8) When your uncle asks you in a family meeting: so what is your opinion, say courageously you need a break for a leak. Beat a hasty retreat into your bedroom where your opinion is lying on the bed in a nightie. Get back to the meeting quickly and announce boldly: “Well I have a strong opinion on this. I say…” Good. What a man you are saabji!
9) Men commit mistakes. Admit them boldly, firmly, rigidly. You must be so rigid that she must use all her superhuman strength to tear you away from her feet: “Saaramilla chetta, I forgive, eneekku. I’ll forget it if you promise me you won’t repeat. Get up now.” You should never obey her on that or change your position until you get an assurance from her that she has forgiven. She must know what manliness is!
10) Don’t vacillate before excessive sentimentality. You have seen enough tears like this; you are not going to be softer anymore. So my dear friends, let tears pour down once again from your eyes but you are not going to scream aloud this time before your wife. Let her apply brute force. But, beyond a weep or a whimper, no other voice of pain will escape your bedroom today. Schmaltzy. Yuck!

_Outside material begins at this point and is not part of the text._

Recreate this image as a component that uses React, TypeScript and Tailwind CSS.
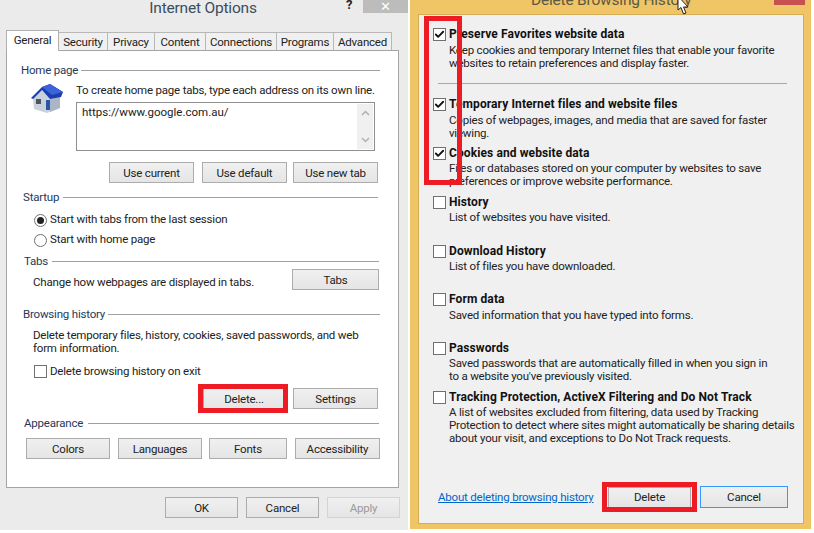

11) Never quarrel with your wife and storm out of your bedroom with your pillow announcing that you’re spending the rest of the night in the next room, dark, infested with cockroaches. Your daughter will not sleep, until she witnesses the ceremonial retreat of a pillow, and her father in an undignified haste closely followed by a couple of highly irritated roaches. (This I admit has something personal in it).
12) Say boldly looking into her eyes, mustering all courage: “Shut up! I don’t like it. I object to this. Listen, you are not going anywhere. I will not allow. I am the man of the house, you get that! What do you think I am! A fool!” And stop playing this high-octane game with your daughter before your wife arrives from office.
Fine…you have now 15 tips with you. Let me ask you a question to check whether you have learned them properly. Listen carefully.
Question: It is 2am early morning. You wake up and now want to work on your project. You know only a hot tea can keep your eyes open at the wee hours, but your wife is in deep sleep. So these are the conditions- you need a tea, there is a kitchen, milk, tea dust and water, there is a sleeping wife, it is only two O’ clock. What will you do?
Answer: What difference man? Get to the kitchen and make it. You do the same thing you do even if it is 10 in the morning or 5 in the afternoon. The only difference now is you don’t have to make one for her now as it is only 2am. Bullshit!